Monday, Sep. 16, 1974

Black Man's Burden

By J.C.

THE EDUCATION OF SONNY CARSON

Directed by MICHAEL CAMPUS Screenplay by FRED HUDSON and MICHAEL CAMPUS

You get a faceful of social outrage in the very first scene. A bunch of young kids sit on a stage, squirming in the summer heat as some starchy board of education types present them with scholastic awards. One old caricature, decked out in clothes more appropriate to a stroll on a widow's walk, extols an essay written by young Sonny Carson. She tells the audience all about how wonderful it is that this young Negro boy has raised himself up out of the slums, written about a few of his experiences, and set himself on the path of success. The irony begins to bead up like heavy drops of sweat. The camera closes in on Sonny, no more than junior-high age and already cynical. When his achievement is cited as a "splendid example of the American dream," Sonny shifts uneasily. He, like anyone watching this movie, can see it all coming.

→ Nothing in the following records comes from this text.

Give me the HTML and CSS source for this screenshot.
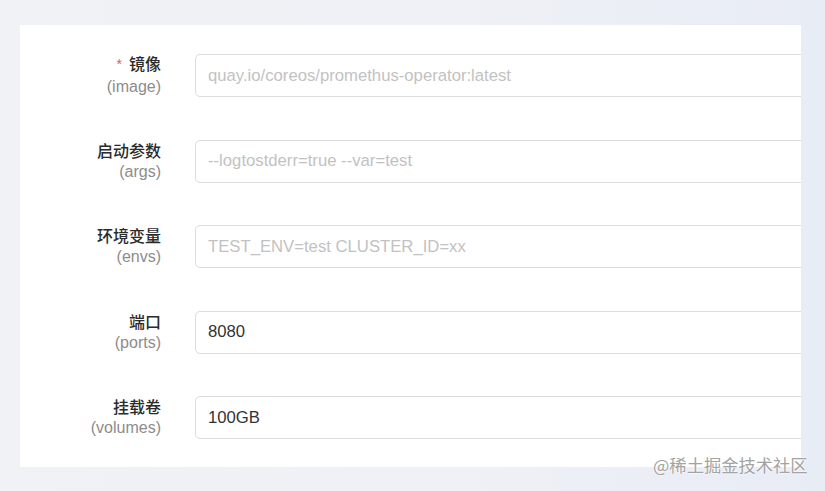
FILE: index.html
```html
<!DOCTYPE html>
<html lang="zh-CN">
<head>
<meta charset="utf-8">
<title>表单</title>
<link rel="stylesheet" href="styles.css">
</head>
<body>
<div class="page">
  <div class="card">
    <form class="form">
      <div class="row">
        <label class="label">
          <span class="zh"><span class="req">*</span>镜像</span>
          <span class="en">(image)</span>
        </label>
        <input class="input" type="text" placeholder="quay.io/coreos/promethus-operator:latest">
      </div>
      <div class="row">
        <label class="label">
          <span class="zh">启动参数</span>
          <span class="en">(args)</span>
        </label>
        <input class="input" type="text" placeholder="--logtostderr=true --var=test">
      </div>
      <div class="row">
        <label class="label">
          <span class="zh">环境变量</span>
          <span class="en">(envs)</span>
        </label>
        <input class="input" type="text" placeholder="TEST_ENV=test CLUSTER_ID=xx">
      </div>
      <div class="row">
        <label class="label">
          <span class="zh">端口</span>
          <span class="en">(ports)</span>
        </label>
        <input class="input" type="text" value="8080">
      </div>
      <div class="row">
        <label class="label">
          <span class="zh">挂载卷</span>
          <span class="en">(volumes)</span>
        </label>
        <input class="input" type="text" value="100GB">
      </div>
    </form>
  </div>
  <div class="watermark">@稀土掘金技术社区</div>
</div>
</body>
</html>
```
FILE: styles.css
```css
* { box-sizing: border-box; }
html, body {
  margin: 0;
  padding: 0;
  width: 825px;
  height: 491px;
  overflow: hidden;
}
body {
  background: linear-gradient(90deg, #f1f2f6 0%, #eef0f5 60%, #e8ecf5 100%);
  font-family: "Liberation Sans", "Noto Sans CJK SC", sans-serif;
}
.page {
  position: relative;
  width: 825px;
  height: 491px;
  padding: 25px 24px 24px 20px;
}
.card {
  width: 781px;
  height: 442px;
  background: #ffffff;
  overflow: hidden;
  padding-top: 29px;
}
.form {
  display: flex;
  flex-direction: column;
  gap: 42.5px;
}
.row {
  display: flex;
  align-items: center;
  gap: 34px;
  height: 43px;
}
.label {
  width: 141px;
  flex: none;
  display: flex;
  flex-direction: column;
  align-items: flex-end;
  line-height: 22px;
  margin-top: -1px;
}
.zh {
  font-family: "Noto Sans CJK SC", sans-serif;
  font-size: 16px;
  font-weight: 500;
  color: #2b2b2b;
}
.req {
  color: #f0506e;
  font-family: "Liberation Sans", sans-serif;
  font-size: 14px;
  font-weight: 400;
  margin-right: 7px;
  position: relative;
  top: -1px;
}
.en {
  font-size: 16px;
  color: #8c8c8c;
}
.input {
  flex: none;
  width: 640px;
  height: 43px;
  border: 1px solid #dcdcdc;
  border-radius: 5px;
  padding: 0 12px;
  font-family: "Liberation Sans", sans-serif;
  font-size: 16.7px;
  color: #333333;
  background: #ffffff;
  outline: none;
}
.input::placeholder {
  color: #c2c2c2;
}
.watermark {
  position: absolute;
  left: 653px;
  top: 454px;
  font-family: "Noto Sans CJK SC", sans-serif;
  font-size: 17.3px;
  line-height: 22px;
  color: #a3a3a3;
  letter-spacing: 0;
  text-shadow: 0 0 2px #ffffff, 0 0 2px #ffffff;
  white-space: nowrap;
}
```
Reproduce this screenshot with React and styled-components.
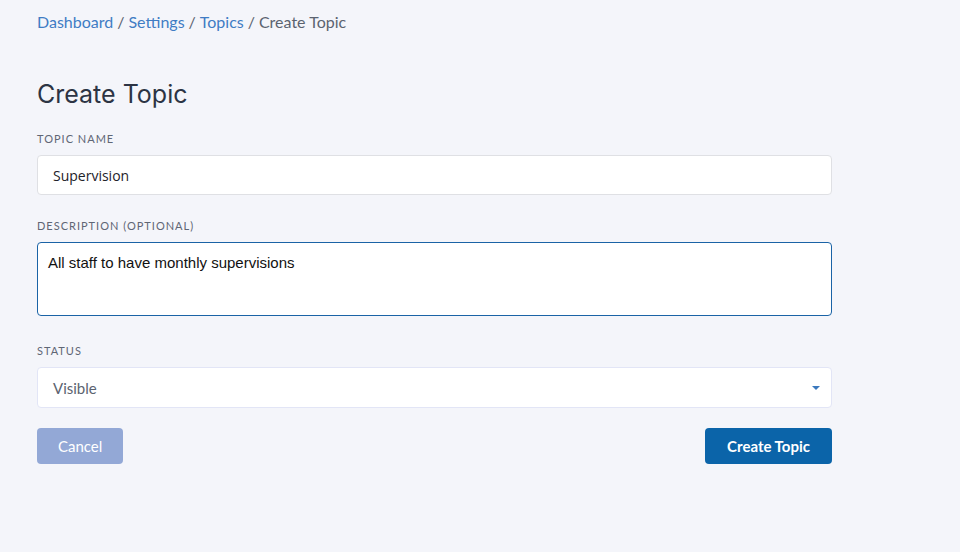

From the awards ceremony it is just a matter of a few fast cuts to Sonny and some pals breaking into a local store, to Sonny's term in reform school, to his discharge onto the hard streets of Brooklyn, where he gets into a life of petty crime. There is no surprise here. Awful predictability is the point, and the movie capitalizes on our sorrowful expectations of Sonny's destiny. It also leeches off a shared sense of social outrage.

For compensation, the movie can boast some accurate location work around New York and some fine, sinewy performances by Rony Clanton as Sonny, Joyce Walker as his girl friend who turns to the needle, and most especially by a group of black nonprofessionals, a lot of them recruited from the Bedford-Stuyvesant neighborhood. Once in a while, the movie quiets its tone of social soap opera and pulls together a strong sequence: a gang fight, staged with the right kind of rushed clumsiness and dulled, all-directions violence, and a lacerating funeral sequence with a lightning-rod eulogy by a preacher (Ram John Holder).

Unfortunately, the film takes frequent detours into the realms of paranoia and blind hatred. There is a portrait of a white Italian cop (Don Gordon) so foamingly, arbitrarily vicious that it moves beyond believability into hysteria. That is the worst territory possible for a social documentary, albeit a fictional one.

The director, Michael Campus, has a background in slick television reportage. This is his second feature, but Sonny Carson still has the glossy look of most network documentaries. Campus has tried to give the movie an anxious, scruffy look, but even the rough edges seem smoothed out and engineered with the calculation of a film maker on a sort of heartfelt slumming expedition. -J .C.